Dataset extract =>
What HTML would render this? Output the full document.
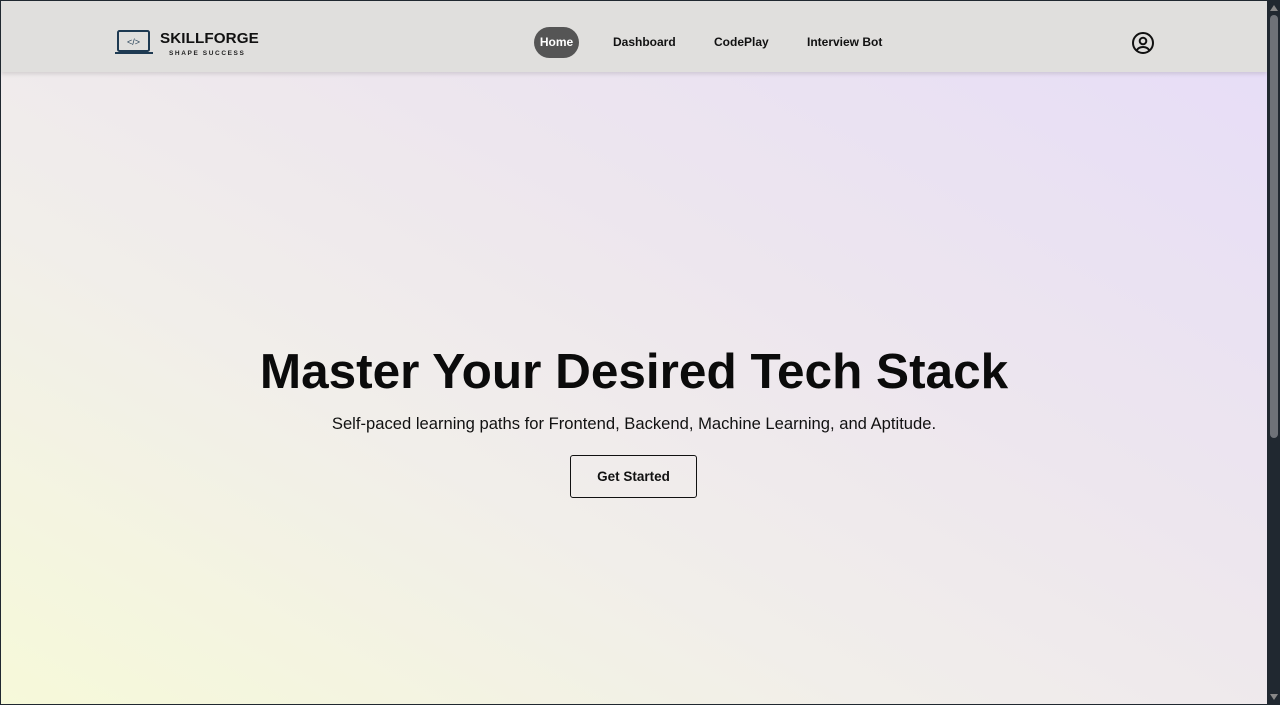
<!DOCTYPE html>
<html><head><meta charset="utf-8"><style>
*{margin:0;padding:0;box-sizing:border-box}
html,body{width:1280px;height:705px;overflow:hidden;font-family:"Liberation Sans",Arial,sans-serif}
body{background:#202830;position:relative}
.page{position:absolute;left:1px;top:1px;width:1266px;height:703px;overflow:hidden;
background:linear-gradient(to top right,#f6f9d9 0%,#f1eeea 35%,#ede6ee 60%,#e6dcf8 100%)}
header{position:absolute;left:0;top:0;width:100%;height:71px;background:#e0dfdd;box-shadow:0 2px 4px rgba(0,0,0,0.12)}
.logo{position:absolute;left:113px;top:28px}
.brand{position:absolute;left:159px;top:29px;font-weight:bold;font-size:15.2px;letter-spacing:0.1px;color:#111}
.tag{position:absolute;left:168px;top:49px;font-size:6.5px;letter-spacing:1.6px;color:#222;font-weight:bold}
nav a{position:absolute;top:26px;height:31px;line-height:31px;font-size:12px;font-weight:bold;color:#111;text-decoration:none}
.home{left:533px;width:45px;text-align:center;background:#555;color:#fff!important;border-radius:16px}
.user{position:absolute;left:1130px;top:30px}
h1{position:absolute;left:0;width:1266px;top:342px;text-align:center;font-size:49.5px;font-weight:bold;color:#0b0b0b}
p{position:absolute;left:0;width:1266px;top:413px;text-align:center;font-size:16.6px;color:#111}
.btn{position:absolute;left:569px;top:454px;width:127px;height:43px;border:1.5px solid #111;border-radius:3px;text-align:center;line-height:41px;font-size:13.5px;font-weight:bold;color:#111}
.sb{position:absolute;left:1267px;top:0;width:13px;height:705px;background:#202830}
.thumb{position:absolute;left:1270px;top:15px;width:8px;height:423px;background:#6e7278;border-radius:4px}
</style></head><body>
<div class="page">
<header>
<svg class="logo" width="40" height="28" viewBox="0 0 40 28"><rect x="4" y="2" width="31" height="20" rx="1.5" fill="none" stroke="#1e3a52" stroke-width="2"/><path d="M1 23h38v2H1z" fill="#1e3a52"/><text x="19.5" y="16" text-anchor="middle" font-family="Liberation Sans" font-size="9" fill="#1e3a52">&lt;/&gt;</text></svg>
<div class="brand">SKILLFORGE</div>
<div class="tag">SHAPE SUCCESS</div>
<nav><a class="home">Home</a><a style="left:612px">Dashboard</a><a style="left:713px">CodePlay</a><a style="left:806px">Interview Bot</a></nav>
<svg class="user" width="24" height="24" viewBox="0 0 24 24" fill="none" stroke="#111" stroke-width="2"><circle cx="12" cy="12" r="10"/><circle cx="12" cy="10" r="3.3"/><path d="M5.5 19.5c1.5-2.5 4-3.5 6.5-3.5s5 1 6.5 3.5"/></svg>
</header>
<h1>Master Your Desired Tech Stack</h1>
<p>Self-paced learning paths for Frontend, Backend, Machine Learning, and Aptitude.</p>
<div class="btn">Get Started</div>
</div>
<div class="sb"></div><div class="thumb"></div>
<svg style="position:absolute;left:1269px;top:4px" width="10" height="8"><path d="M5 1L9 7H1z" fill="#888"/></svg>
<svg style="position:absolute;left:1269px;top:693px" width="10" height="8"><path d="M5 7L9 1H1z" fill="#888"/></svg>
</body></html>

Task to complete =>
Transcribe the material exactly, and leave out whatever pictures it holds.

In response =>
What HTML would render this? Output the full document.
<!DOCTYPE html>
<html><head><meta charset="utf-8"><style>
*{margin:0;padding:0;box-sizing:border-box}
html,body{width:1280px;height:705px;overflow:hidden;font-family:"Liberation Sans",Arial,sans-serif}
body{background:#202830;position:relative}
.page{position:absolute;left:1px;top:1px;width:1266px;height:703px;overflow:hidden;
background:linear-gradient(to top right,#f6f9d9 0%,#f1eeea 35%,#ede6ee 60%,#e6dcf8 100%)}
header{position:absolute;left:0;top:0;width:100%;height:71px;background:#e0dfdd;box-shadow:0 2px 4px rgba(0,0,0,0.12)}
.logo{position:absolute;left:113px;top:28px}
.brand{position:absolute;left:159px;top:29px;font-weight:bold;font-size:15.2px;letter-spacing:0.1px;color:#111}
.tag{position:absolute;left:168px;top:49px;font-size:6.5px;letter-spacing:1.6px;color:#222;font-weight:bold}
nav a{position:absolute;top:26px;height:31px;line-height:31px;font-size:12px;font-weight:bold;color:#111;text-decoration:none}
.home{left:533px;width:45px;text-align:center;background:#555;color:#fff!important;border-radius:16px}
.user{position:absolute;left:1130px;top:30px}
h1{position:absolute;left:0;width:1266px;top:342px;text-align:center;font-size:49.5px;font-weight:bold;color:#0b0b0b}
p{position:absolute;left:0;width:1266px;top:413px;text-align:center;font-size:16.6px;color:#111}
.btn{position:absolute;left:569px;top:454px;width:127px;height:43px;border:1.5px solid #111;border-radius:3px;text-align:center;line-height:41px;font-size:13.5px;font-weight:bold;color:#111}
.sb{position:absolute;left:1267px;top:0;width:13px;height:705px;background:#202830}
.thumb{position:absolute;left:1270px;top:15px;width:8px;height:423px;background:#6e7278;border-radius:4px}
</style></head><body>
<div class="page">
<header>
<svg class="logo" width="40" height="28" viewBox="0 0 40 28"><rect x="4" y="2" width="31" height="20" rx="1.5" fill="none" stroke="#1e3a52" stroke-width="2"/><path d="M1 23h38v2H1z" fill="#1e3a52"/><text x="19.5" y="16" text-anchor="middle" font-family="Liberation Sans" font-size="9" fill="#1e3a52">&lt;/&gt;</text></svg>
<div class="brand">SKILLFORGE</div>
<div class="tag">SHAPE SUCCESS</div>
<nav><a class="home">Home</a><a style="left:612px">Dashboard</a><a style="left:713px">CodePlay</a><a style="left:806px">Interview Bot</a></nav>
<svg class="user" width="24" height="24" viewBox="0 0 24 24" fill="none" stroke="#111" stroke-width="2"><circle cx="12" cy="12" r="10"/><circle cx="12" cy="10" r="3.3"/><path d="M5.5 19.5c1.5-2.5 4-3.5 6.5-3.5s5 1 6.5 3.5"/></svg>
</header>
<h1>Master Your Desired Tech Stack</h1>
<p>Self-paced learning paths for Frontend, Backend, Machine Learning, and Aptitude.</p>
<div class="btn">Get Started</div>
</div>
<div class="sb"></div><div class="thumb"></div>
<svg style="position:absolute;left:1269px;top:4px" width="10" height="8"><path d="M5 1L9 7H1z" fill="#888"/></svg>
<svg style="position:absolute;left:1269px;top:693px" width="10" height="8"><path d="M5 7L9 1H1z" fill="#888"/></svg>
</body></html>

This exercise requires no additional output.